[RAW DATA]:

*****

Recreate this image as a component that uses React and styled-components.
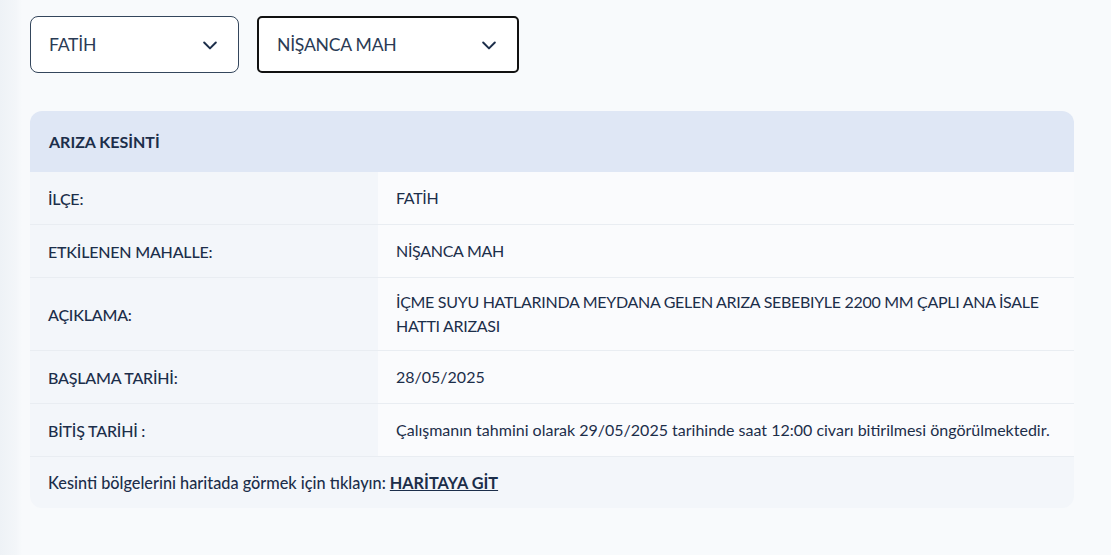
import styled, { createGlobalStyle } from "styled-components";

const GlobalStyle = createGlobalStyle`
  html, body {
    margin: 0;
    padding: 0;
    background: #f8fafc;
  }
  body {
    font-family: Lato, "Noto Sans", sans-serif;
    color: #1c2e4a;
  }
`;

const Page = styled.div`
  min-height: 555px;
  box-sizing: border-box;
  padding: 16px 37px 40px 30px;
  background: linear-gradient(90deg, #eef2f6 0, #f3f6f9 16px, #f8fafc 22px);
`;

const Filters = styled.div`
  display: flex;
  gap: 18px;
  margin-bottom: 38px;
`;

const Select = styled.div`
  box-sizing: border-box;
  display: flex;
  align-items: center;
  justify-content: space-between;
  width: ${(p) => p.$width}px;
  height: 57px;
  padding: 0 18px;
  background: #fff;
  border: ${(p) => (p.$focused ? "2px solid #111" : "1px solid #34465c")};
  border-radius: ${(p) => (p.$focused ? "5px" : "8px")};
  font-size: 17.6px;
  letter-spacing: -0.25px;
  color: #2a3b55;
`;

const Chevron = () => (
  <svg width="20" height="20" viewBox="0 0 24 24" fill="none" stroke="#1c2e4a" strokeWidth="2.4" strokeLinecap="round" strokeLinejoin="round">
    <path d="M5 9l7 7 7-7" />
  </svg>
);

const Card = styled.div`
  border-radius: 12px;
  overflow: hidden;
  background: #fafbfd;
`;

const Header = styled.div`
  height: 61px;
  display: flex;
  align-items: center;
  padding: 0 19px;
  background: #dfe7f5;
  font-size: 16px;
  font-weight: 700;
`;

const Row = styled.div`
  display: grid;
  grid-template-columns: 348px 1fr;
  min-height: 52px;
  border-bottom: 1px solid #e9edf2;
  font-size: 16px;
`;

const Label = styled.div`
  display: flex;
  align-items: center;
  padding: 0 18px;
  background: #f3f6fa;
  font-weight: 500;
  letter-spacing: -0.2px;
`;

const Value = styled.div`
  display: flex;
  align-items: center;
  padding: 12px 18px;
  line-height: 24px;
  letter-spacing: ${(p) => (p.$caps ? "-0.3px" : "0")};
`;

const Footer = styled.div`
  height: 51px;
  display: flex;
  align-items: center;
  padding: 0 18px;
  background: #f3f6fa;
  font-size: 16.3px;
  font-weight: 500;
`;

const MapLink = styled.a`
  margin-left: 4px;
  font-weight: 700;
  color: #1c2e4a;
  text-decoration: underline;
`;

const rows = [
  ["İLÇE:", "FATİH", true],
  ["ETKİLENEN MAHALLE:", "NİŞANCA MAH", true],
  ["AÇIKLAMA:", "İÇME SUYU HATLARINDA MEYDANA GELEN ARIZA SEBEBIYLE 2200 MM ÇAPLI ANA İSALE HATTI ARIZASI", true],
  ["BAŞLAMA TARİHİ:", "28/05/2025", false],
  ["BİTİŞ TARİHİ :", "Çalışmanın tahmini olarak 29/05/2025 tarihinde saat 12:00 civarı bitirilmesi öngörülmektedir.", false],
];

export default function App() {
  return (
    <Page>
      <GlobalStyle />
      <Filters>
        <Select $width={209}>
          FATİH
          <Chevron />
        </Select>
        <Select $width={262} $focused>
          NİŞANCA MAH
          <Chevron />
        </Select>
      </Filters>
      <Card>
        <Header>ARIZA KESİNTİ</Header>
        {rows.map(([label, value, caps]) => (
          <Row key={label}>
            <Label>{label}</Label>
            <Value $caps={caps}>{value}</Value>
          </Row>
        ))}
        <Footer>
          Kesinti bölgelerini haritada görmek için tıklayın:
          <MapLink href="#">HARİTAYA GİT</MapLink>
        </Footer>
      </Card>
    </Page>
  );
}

*****

All of the material above should be reproduced exactly, except the pictures.

Recreate this image as a component that uses React and styled-components.
import styled, { createGlobalStyle } from "styled-components";

const GlobalStyle = createGlobalStyle`
  html, body {
    margin: 0;
    padding: 0;
    background: #f8fafc;
  }
  body {
    font-family: Lato, "Noto Sans", sans-serif;
    color: #1c2e4a;
  }
`;

const Page = styled.div`
  min-height: 555px;
  box-sizing: border-box;
  padding: 16px 37px 40px 30px;
  background: linear-gradient(90deg, #eef2f6 0, #f3f6f9 16px, #f8fafc 22px);
`;

const Filters = styled.div`
  display: flex;
  gap: 18px;
  margin-bottom: 38px;
`;

const Select = styled.div`
  box-sizing: border-box;
  display: flex;
  align-items: center;
  justify-content: space-between;
  width: ${(p) => p.$width}px;
  height: 57px;
  padding: 0 18px;
  background: #fff;
  border: ${(p) => (p.$focused ? "2px solid #111" : "1px solid #34465c")};
  border-radius: ${(p) => (p.$focused ? "5px" : "8px")};
  font-size: 17.6px;
  letter-spacing: -0.25px;
  color: #2a3b55;
`;

const Chevron = () => (
  <svg width="20" height="20" viewBox="0 0 24 24" fill="none" stroke="#1c2e4a" strokeWidth="2.4" strokeLinecap="round" strokeLinejoin="round">
    <path d="M5 9l7 7 7-7" />
  </svg>
);

const Card = styled.div`
  border-radius: 12px;
  overflow: hidden;
  background: #fafbfd;
`;

const Header = styled.div`
  height: 61px;
  display: flex;
  align-items: center;
  padding: 0 19px;
  background: #dfe7f5;
  font-size: 16px;
  font-weight: 700;
`;

const Row = styled.div`
  display: grid;
  grid-template-columns: 348px 1fr;
  min-height: 52px;
  border-bottom: 1px solid #e9edf2;
  font-size: 16px;
`;

const Label = styled.div`
  display: flex;
  align-items: center;
  padding: 0 18px;
  background: #f3f6fa;
  font-weight: 500;
  letter-spacing: -0.2px;
`;

const Value = styled.div`
  display: flex;
  align-items: center;
  padding: 12px 18px;
  line-height: 24px;
  letter-spacing: ${(p) => (p.$caps ? "-0.3px" : "0")};
`;

const Footer = styled.div`
  height: 51px;
  display: flex;
  align-items: center;
  padding: 0 18px;
  background: #f3f6fa;
  font-size: 16.3px;
  font-weight: 500;
`;

const MapLink = styled.a`
  margin-left: 4px;
  font-weight: 700;
  color: #1c2e4a;
  text-decoration: underline;
`;

const rows = [
  ["İLÇE:", "FATİH", true],
  ["ETKİLENEN MAHALLE:", "NİŞANCA MAH", true],
  ["AÇIKLAMA:", "İÇME SUYU HATLARINDA MEYDANA GELEN ARIZA SEBEBIYLE 2200 MM ÇAPLI ANA İSALE HATTI ARIZASI", true],
  ["BAŞLAMA TARİHİ:", "28/05/2025", false],
  ["BİTİŞ TARİHİ :", "Çalışmanın tahmini olarak 29/05/2025 tarihinde saat 12:00 civarı bitirilmesi öngörülmektedir.", false],
];

export default function App() {
  return (
    <Page>
      <GlobalStyle />
      <Filters>
        <Select $width={209}>
          FATİH
          <Chevron />
        </Select>
        <Select $width={262} $focused>
          NİŞANCA MAH
          <Chevron />
        </Select>
      </Filters>
      <Card>
        <Header>ARIZA KESİNTİ</Header>
        {rows.map(([label, value, caps]) => (
          <Row key={label}>
            <Label>{label}</Label>
            <Value $caps={caps}>{value}</Value>
          </Row>
        ))}
        <Footer>
          Kesinti bölgelerini haritada görmek için tıklayın:
          <MapLink href="#">HARİTAYA GİT</MapLink>
        </Footer>
      </Card>
    </Page>
  );
}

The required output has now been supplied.